Agreed - that is a totally different kettle of fish, although of course routes can vanish much more quickly than buildings can. If the new route forms part of a binding Section 106, will this be the first time a commercial UK airport operator has been forced to add flights, rather than to have a cap on flights?

Let's also look at it the other way round. Southend to London's an hour by train; crossing London to Euston takes the best part of another hour. People from Essex travelling to The Lake District, Northumberland, and the Cumbria/Lancashire M6 corridor, as well as South West Scotland and the Borders could use this flight and avoid adding to the congestion of London in rush hour.
Yes, of course they could, but the initial question was about whether or not they would, and whether they would do so in enough numbers to sustain the route.

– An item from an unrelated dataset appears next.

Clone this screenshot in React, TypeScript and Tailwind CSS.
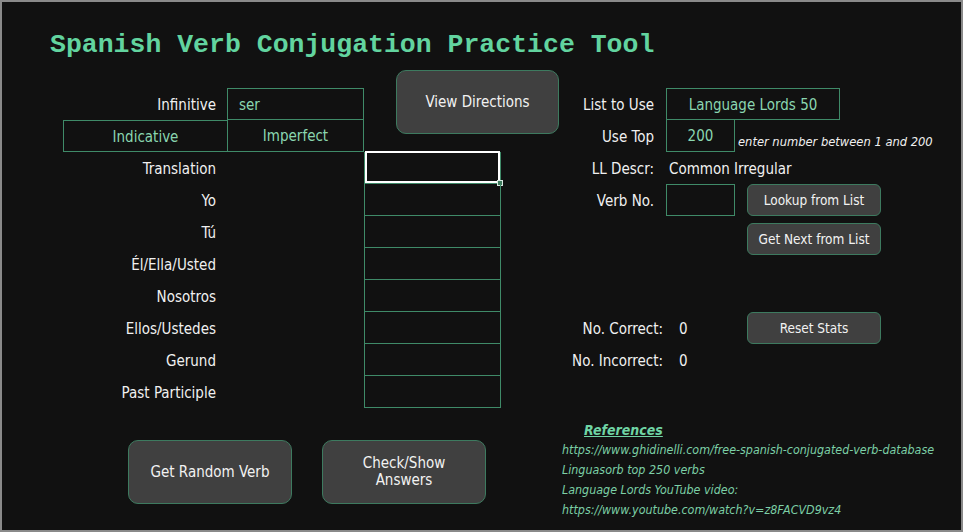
import React from 'react';

// Excel-style practice sheet, dark theme.
const FONT = "font-['DejaVu_Sans_Condensed','DejaVu_Sans',sans-serif] font-stretch-condensed";
const CELL = 'border-[#3f8a68]';
const GREEN_TXT = 'text-[#8ad6b0]';

const FORMS = [
  'Translation',
  'Yo',
  'Tú',
  'Él/Ella/Usted',
  'Nosotros',
  'Ellos/Ustedes',
  'Gerund',
  'Past Participle',
];

function SheetButton({
  children,
  className,
}: {
  children: React.ReactNode;
  className: string;
}) {
  return (
    <button
      className={`flex items-center justify-center bg-[#404040] border border-[#3d7a5f] text-[#f2f2f2] text-center ${className}`}
    >
      {children}
    </button>
  );
}

export default function App() {
  return (
    <div
      className={`w-[963px] h-[532px] overflow-hidden bg-[#111111] border-2 border-[#8a8a8a] text-[#f0f0f0] text-[15px] ${FONT}`}
    >
      {/* Title */}
      <div className="h-[68px] pt-[29px] pl-[48px]">
        <h1 className="font-['Liberation_Mono',monospace] font-bold text-[26.5px] leading-[28px] text-[#62d49f]">
          Spanish Verb Conjugation Practice Tool
        </h1>
      </div>

      <div className="flex">
        {/* Left: verb grid */}
        <div className="ml-[61px] w-[496px]">
          <div className="grid grid-cols-[164px_137px_32px_105px_58px] grid-rows-[18px_32px_14px_18px_repeat(8,32px)]">
            <div className="col-start-1 row-start-2 flex items-center justify-end pr-[11px] pt-[2px]">
              Infinitive
            </div>
            <div className={`col-start-2 row-start-2 border ${CELL} flex items-center pl-[11px] pt-[2px] ${GREEN_TXT}`}>
              ser
            </div>
            <div className="col-start-4 col-span-2 row-start-1 row-span-3">
              <SheetButton className="w-full h-full rounded-[10px]">View Directions</SheetButton>
            </div>
            <div className={`col-start-1 row-start-3 row-span-2 border-l border-t border-b ${CELL} flex items-center justify-center pt-[2px] ${GREEN_TXT}`}>
              Indicative
            </div>
            <div className={`col-start-2 row-start-3 row-span-2 border-l border-r border-b ${CELL} flex items-center justify-center pt-[2px] ${GREEN_TXT}`}>
              Imperfect
            </div>

            {FORMS.map((f, i) => (
              <React.Fragment key={f}>
                <div
                  className="col-start-1 flex items-center justify-end pr-[11px] pt-[2px]"
                  style={{ gridRowStart: i + 5 }}
                >
                  {f}
                </div>
                <div
                  className={`col-start-3 col-span-2 relative border-x border-b ${CELL}`}
                  style={{ gridRowStart: i + 5 }}
                >
                  {i === 0 && (
                    <>
                      <div className="absolute inset-0 -top-px border-2 border-white" />
                      <div className="absolute -right-[3px] -bottom-[3px] w-[6px] h-[6px] bg-[#3d7a5c] border border-[#d8e8e0]" />
                    </>
                  )}
                </div>
              </React.Fragment>
            ))}
          </div>

          <div className="flex gap-[30px] mt-[32px] ml-[65px]">
            <SheetButton className="w-[164px] h-[64px] rounded-[10px]">Get Random Verb</SheetButton>
            <SheetButton className="w-[164px] h-[64px] rounded-[10px] leading-[17px]">
              Check/Show
              <br />
              Answers
            </SheetButton>
          </div>
        </div>

        {/* Right: list controls, stats, references */}
        <div className="w-[400px] pt-[18px]">
          <div className="flex h-[32px]">
            <div className="w-[107px] flex items-center justify-end pr-[12px] pt-[2px]">List to Use</div>
            <div className={`w-[174px] border ${CELL} flex items-center justify-center pt-[2px] ${GREEN_TXT}`}>
              Language Lords 50
            </div>
          </div>
          <div className="flex h-[32px]">
            <div className="w-[107px] flex items-center justify-end pr-[12px] pt-[2px]">Use Top</div>
            <div className={`w-[69px] border-x border-b ${CELL} flex items-center justify-center pt-[2px] ${GREEN_TXT}`}>
              200
            </div>
            <div className="ml-[3px] pt-[15px] italic text-[12.8px] leading-[14px] whitespace-nowrap">
              enter number between 1 and 200
            </div>
          </div>
          <div className="flex h-[32px] items-center pt-[2px]">
            <div className="w-[107px] text-right pr-[12px]">LL Descr:</div>
            <div className="pl-[3px]">Common Irregular</div>
          </div>
          <div className="flex h-[32px]">
            <div className="w-[107px] flex items-center justify-end pr-[12px] pt-[2px]">Verb No.</div>
            <div className={`w-[69px] border ${CELL}`} />
            <SheetButton className="ml-[12px] w-[134px] h-[32px] rounded-[6px] text-[13.5px]">
              Lookup from List
            </SheetButton>
          </div>
          <div className="flex h-[32px] items-start">
            <SheetButton className="ml-[188px] mt-[7px] w-[134px] h-[32px] rounded-[6px] text-[13.5px]">
              Get Next from List
            </SheetButton>
          </div>

          <div className="mt-[64px]">
            <div className="flex h-[32px] items-center">
              <div className="w-[107px] text-right pr-[3px] pt-[2px] whitespace-nowrap">No. Correct:</div>
              <div className="w-[81px] pl-[13px] pt-[2px]">0</div>
              <SheetButton className="w-[134px] h-[32px] rounded-[6px] text-[13.5px]">Reset Stats</SheetButton>
            </div>
            <div className="flex h-[32px] items-center pt-[2px]">
              <div className="w-[107px] text-right pr-[3px] whitespace-nowrap">No. Incorrect:</div>
              <div className="pl-[13px]">0</div>
            </div>
          </div>

          <div className="mt-[40px] h-[24px] pt-[4px] pl-[25px] flex items-center">
            <span className="font-bold italic underline text-[14px] text-[#6fd4a4]">References</span>
          </div>
          <div className="pl-[3px] italic text-[12.4px] text-[#7ccfa6] whitespace-nowrap">
            <div className="h-[20px] flex items-center">
              https://www.ghidinelli.com/free-spanish-conjugated-verb-database
            </div>
            <div className="h-[20px] flex items-center">Linguasorb top 250 verbs</div>
            <div className="h-[20px] flex items-center">Language Lords YouTube video:</div>
            <div className="h-[20px] flex items-center">https://www.youtube.com/watch?v=z8FACVD9vz4</div>
          </div>
        </div>
      </div>
    </div>
  );
}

You could apply the same logic to LGW or LTN - each of the "London" airports has its own local catchment area in addition to the parts of London that are near it (including Stratford / Docklands etc for SEN), but the core catchment is still central London.

You might look at INV and say it too has a large catchment around it. However, even with significantly less population than CAX, INV can sustain multiple routes to London because it only has one direct train per day, and is at the end of the route, not a stop which is on the way to somewhere else - infact somewheres elses if we count the daily VT to Waverley - and ditto for why a route to BHX would be unsustainable, given the passing XC rail traffic.

So let's assume there is a binding requirement for the route to operate, and it can even get reasonable loads on some of the weekday morning services, but yields are poor - just as they are if you compare VT prices to Glasgow with those to Manchester.

Do they just continue to run the route at a loss? What if they sell RE? There is always going to be a get out clause.